Aim = Filter for the word "components" and keep each matching line.

----

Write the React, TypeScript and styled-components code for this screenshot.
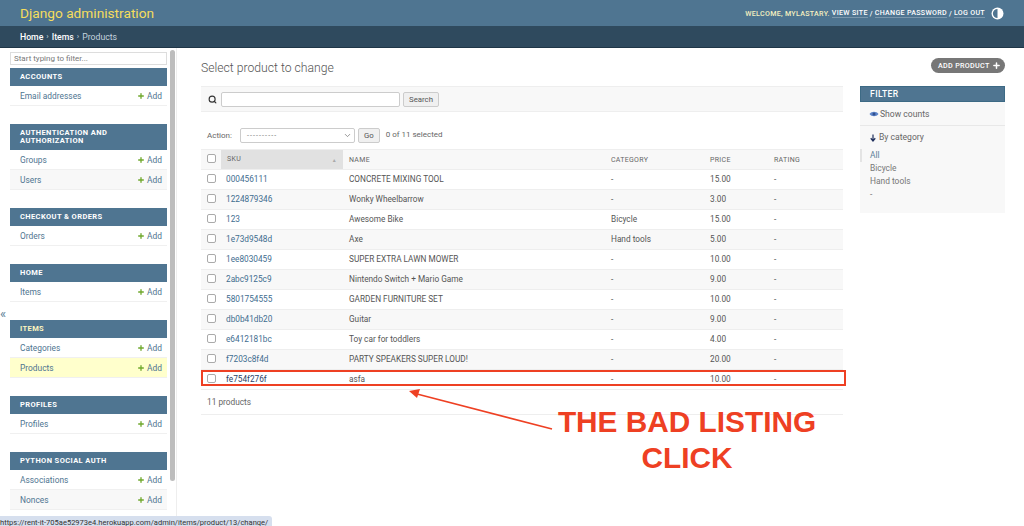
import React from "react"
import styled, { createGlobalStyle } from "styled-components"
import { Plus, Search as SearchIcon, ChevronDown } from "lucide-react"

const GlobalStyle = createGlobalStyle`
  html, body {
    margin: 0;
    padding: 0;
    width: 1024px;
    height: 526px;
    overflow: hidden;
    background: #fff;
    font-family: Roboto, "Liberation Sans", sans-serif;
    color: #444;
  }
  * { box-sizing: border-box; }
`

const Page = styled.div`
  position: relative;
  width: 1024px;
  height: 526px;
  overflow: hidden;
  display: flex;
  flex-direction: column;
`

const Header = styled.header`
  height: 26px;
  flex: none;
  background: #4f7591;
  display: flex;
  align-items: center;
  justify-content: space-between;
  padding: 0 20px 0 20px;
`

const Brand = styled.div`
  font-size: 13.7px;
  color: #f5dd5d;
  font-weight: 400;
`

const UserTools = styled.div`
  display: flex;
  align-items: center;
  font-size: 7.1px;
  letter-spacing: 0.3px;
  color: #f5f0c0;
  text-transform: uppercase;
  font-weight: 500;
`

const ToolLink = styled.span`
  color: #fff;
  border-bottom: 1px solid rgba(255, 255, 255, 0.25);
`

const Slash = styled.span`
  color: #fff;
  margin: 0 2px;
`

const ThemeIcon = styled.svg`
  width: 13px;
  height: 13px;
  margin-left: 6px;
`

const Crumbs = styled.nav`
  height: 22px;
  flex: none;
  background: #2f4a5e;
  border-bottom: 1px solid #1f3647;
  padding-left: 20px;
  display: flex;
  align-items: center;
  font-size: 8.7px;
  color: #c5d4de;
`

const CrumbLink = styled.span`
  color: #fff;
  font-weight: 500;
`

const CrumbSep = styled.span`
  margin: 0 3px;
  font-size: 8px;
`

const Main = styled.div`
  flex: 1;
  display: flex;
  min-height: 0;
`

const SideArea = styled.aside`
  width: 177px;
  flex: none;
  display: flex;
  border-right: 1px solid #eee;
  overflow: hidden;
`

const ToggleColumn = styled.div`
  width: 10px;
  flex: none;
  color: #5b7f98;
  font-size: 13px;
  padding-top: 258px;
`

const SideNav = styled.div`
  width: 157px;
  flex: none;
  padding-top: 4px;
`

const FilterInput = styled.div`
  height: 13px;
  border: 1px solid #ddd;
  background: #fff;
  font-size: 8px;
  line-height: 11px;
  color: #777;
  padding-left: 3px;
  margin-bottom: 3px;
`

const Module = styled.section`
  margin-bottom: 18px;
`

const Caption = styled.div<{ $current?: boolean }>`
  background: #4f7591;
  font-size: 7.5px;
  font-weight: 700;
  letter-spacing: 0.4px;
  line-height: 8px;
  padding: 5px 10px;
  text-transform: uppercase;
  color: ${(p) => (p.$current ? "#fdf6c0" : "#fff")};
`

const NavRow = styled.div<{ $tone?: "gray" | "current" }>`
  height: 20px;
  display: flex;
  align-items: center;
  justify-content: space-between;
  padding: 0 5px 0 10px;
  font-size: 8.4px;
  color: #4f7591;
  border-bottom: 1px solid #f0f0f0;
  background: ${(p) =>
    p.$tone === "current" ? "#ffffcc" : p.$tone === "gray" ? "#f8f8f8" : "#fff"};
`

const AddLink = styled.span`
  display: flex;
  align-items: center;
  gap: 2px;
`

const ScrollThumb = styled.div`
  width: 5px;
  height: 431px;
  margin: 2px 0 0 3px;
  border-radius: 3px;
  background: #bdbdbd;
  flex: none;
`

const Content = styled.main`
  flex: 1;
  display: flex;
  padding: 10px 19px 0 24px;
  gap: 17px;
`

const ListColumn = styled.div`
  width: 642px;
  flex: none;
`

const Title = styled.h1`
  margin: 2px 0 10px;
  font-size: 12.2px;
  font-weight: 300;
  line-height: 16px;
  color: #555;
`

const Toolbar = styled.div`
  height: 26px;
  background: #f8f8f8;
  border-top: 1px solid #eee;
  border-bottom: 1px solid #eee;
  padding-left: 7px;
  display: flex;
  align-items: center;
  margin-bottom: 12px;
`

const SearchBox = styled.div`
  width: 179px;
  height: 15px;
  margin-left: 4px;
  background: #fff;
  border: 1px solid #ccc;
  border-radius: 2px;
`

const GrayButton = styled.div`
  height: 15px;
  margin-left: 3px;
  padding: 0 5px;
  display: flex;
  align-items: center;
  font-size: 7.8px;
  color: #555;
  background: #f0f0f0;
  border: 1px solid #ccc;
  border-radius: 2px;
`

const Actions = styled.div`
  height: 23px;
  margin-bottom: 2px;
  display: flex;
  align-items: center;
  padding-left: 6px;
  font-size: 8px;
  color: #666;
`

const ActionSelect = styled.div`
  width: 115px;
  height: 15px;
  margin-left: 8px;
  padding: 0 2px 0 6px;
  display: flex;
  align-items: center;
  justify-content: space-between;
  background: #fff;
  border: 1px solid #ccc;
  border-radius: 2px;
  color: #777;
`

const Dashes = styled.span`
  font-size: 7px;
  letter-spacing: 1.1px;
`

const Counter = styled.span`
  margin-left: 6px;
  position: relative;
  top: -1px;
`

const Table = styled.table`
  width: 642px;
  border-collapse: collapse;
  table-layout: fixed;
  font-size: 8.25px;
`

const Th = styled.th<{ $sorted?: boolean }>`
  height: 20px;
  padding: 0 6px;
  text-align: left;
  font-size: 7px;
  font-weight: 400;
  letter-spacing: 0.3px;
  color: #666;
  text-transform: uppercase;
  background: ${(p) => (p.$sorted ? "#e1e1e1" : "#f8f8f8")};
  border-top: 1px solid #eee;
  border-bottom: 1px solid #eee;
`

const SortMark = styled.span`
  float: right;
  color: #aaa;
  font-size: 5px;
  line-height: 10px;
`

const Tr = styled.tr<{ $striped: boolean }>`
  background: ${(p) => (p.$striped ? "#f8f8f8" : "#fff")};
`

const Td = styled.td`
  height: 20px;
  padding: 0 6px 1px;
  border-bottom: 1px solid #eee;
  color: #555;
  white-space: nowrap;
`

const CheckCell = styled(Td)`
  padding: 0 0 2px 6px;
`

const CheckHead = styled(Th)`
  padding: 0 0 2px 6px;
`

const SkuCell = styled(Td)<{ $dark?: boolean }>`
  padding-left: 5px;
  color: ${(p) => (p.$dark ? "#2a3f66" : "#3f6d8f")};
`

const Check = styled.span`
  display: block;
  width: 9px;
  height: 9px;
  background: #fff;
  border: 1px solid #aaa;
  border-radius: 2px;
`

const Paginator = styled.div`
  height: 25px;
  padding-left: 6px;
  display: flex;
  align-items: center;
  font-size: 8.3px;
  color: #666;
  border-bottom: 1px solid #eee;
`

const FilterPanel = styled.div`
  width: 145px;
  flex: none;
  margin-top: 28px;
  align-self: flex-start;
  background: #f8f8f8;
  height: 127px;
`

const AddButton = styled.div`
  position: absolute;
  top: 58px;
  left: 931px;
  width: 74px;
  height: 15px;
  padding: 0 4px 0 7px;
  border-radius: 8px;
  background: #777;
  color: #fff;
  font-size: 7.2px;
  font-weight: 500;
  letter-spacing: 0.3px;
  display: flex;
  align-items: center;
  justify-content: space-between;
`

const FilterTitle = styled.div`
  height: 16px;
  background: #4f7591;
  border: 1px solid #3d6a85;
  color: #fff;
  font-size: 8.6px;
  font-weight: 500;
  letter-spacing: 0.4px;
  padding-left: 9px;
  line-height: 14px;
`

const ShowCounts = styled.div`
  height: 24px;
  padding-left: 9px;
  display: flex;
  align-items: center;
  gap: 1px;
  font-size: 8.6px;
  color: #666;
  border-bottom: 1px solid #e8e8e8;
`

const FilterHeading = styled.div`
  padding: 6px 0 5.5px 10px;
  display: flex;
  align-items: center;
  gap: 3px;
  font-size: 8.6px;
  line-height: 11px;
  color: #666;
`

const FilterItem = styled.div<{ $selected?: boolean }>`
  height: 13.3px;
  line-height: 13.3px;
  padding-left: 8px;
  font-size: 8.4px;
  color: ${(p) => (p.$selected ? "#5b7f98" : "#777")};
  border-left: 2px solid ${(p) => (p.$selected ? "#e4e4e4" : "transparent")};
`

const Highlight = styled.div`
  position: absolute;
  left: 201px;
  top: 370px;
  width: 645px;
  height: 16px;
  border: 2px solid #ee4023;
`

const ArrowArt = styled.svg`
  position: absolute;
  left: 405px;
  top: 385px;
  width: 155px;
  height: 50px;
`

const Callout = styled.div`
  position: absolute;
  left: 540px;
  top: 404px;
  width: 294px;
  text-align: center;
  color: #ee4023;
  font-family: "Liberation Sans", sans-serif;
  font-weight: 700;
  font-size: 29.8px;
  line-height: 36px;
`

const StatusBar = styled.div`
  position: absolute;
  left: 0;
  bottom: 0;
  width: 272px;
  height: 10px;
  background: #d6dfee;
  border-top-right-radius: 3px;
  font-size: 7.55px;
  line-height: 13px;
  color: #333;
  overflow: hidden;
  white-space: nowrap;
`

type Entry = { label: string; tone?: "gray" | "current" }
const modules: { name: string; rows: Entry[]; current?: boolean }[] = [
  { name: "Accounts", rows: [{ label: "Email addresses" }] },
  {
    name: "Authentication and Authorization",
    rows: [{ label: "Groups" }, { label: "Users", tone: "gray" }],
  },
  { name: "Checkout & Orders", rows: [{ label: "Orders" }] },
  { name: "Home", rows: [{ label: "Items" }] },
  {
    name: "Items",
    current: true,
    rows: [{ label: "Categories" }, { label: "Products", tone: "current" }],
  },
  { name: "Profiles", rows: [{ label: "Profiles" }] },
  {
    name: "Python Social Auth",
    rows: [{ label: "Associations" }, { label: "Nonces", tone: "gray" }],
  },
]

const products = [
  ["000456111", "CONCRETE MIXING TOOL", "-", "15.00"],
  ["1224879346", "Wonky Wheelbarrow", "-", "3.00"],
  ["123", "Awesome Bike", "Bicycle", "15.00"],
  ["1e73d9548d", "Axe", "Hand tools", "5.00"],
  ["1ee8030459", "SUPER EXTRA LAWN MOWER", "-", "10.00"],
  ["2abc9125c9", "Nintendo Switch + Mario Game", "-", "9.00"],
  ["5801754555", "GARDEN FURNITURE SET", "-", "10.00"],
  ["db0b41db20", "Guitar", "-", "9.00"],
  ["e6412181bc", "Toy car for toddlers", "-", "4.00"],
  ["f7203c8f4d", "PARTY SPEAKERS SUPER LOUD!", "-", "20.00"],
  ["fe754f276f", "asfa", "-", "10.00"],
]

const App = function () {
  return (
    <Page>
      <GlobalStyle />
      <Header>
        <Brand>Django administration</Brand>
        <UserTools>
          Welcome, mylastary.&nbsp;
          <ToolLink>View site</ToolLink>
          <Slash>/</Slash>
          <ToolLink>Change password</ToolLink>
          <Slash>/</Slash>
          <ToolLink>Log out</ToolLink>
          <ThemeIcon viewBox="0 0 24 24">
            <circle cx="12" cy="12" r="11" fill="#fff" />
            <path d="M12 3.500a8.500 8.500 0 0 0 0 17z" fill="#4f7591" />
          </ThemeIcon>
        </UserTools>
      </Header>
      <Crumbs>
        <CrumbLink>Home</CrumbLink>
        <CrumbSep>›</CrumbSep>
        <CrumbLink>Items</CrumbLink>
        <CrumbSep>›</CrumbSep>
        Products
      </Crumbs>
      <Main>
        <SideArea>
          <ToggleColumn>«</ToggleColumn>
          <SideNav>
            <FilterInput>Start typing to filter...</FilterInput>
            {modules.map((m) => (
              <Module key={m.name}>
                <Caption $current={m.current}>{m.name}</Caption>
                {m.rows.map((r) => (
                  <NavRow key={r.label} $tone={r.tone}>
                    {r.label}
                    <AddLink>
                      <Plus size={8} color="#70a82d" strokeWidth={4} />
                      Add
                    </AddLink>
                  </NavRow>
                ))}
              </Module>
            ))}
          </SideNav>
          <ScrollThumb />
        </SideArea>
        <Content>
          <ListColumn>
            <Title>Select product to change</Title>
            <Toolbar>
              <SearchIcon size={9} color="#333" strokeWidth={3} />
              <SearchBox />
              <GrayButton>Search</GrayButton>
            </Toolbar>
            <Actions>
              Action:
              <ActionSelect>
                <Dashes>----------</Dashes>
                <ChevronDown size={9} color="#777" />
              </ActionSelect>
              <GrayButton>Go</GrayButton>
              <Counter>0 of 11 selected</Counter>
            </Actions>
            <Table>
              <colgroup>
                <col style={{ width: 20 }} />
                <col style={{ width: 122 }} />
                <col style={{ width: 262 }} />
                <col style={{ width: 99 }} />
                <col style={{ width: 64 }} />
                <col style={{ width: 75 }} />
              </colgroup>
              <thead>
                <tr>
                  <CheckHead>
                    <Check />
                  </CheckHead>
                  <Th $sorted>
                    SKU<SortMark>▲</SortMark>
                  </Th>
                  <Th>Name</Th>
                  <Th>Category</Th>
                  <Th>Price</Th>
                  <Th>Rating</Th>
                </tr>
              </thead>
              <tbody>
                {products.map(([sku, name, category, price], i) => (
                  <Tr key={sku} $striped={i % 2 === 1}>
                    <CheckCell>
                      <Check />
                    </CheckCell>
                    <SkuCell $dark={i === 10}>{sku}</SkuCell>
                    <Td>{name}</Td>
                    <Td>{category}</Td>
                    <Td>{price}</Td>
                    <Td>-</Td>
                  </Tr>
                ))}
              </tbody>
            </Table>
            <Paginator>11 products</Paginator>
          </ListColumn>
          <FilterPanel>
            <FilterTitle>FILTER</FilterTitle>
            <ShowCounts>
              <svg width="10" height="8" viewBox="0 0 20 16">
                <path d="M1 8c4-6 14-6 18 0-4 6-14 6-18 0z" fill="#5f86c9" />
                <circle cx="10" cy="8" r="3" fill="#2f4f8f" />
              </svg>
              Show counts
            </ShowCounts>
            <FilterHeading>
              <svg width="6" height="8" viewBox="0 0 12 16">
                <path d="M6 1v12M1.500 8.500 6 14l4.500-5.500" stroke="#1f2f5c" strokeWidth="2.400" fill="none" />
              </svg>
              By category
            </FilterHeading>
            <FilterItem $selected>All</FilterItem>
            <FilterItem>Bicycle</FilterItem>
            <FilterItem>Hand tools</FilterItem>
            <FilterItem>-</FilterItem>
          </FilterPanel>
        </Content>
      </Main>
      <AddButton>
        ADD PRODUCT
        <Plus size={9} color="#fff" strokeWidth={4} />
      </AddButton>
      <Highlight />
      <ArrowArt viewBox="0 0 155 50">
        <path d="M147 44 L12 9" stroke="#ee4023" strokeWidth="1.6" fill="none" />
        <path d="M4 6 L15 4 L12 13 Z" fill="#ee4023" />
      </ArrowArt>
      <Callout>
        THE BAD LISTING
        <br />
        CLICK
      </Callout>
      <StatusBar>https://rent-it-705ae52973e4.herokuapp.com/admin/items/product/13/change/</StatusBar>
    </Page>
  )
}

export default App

----

Response to this exercise =
Write the React, TypeScript and styled-components code for this screenshot.
import styled, { createGlobalStyle } from "styled-components"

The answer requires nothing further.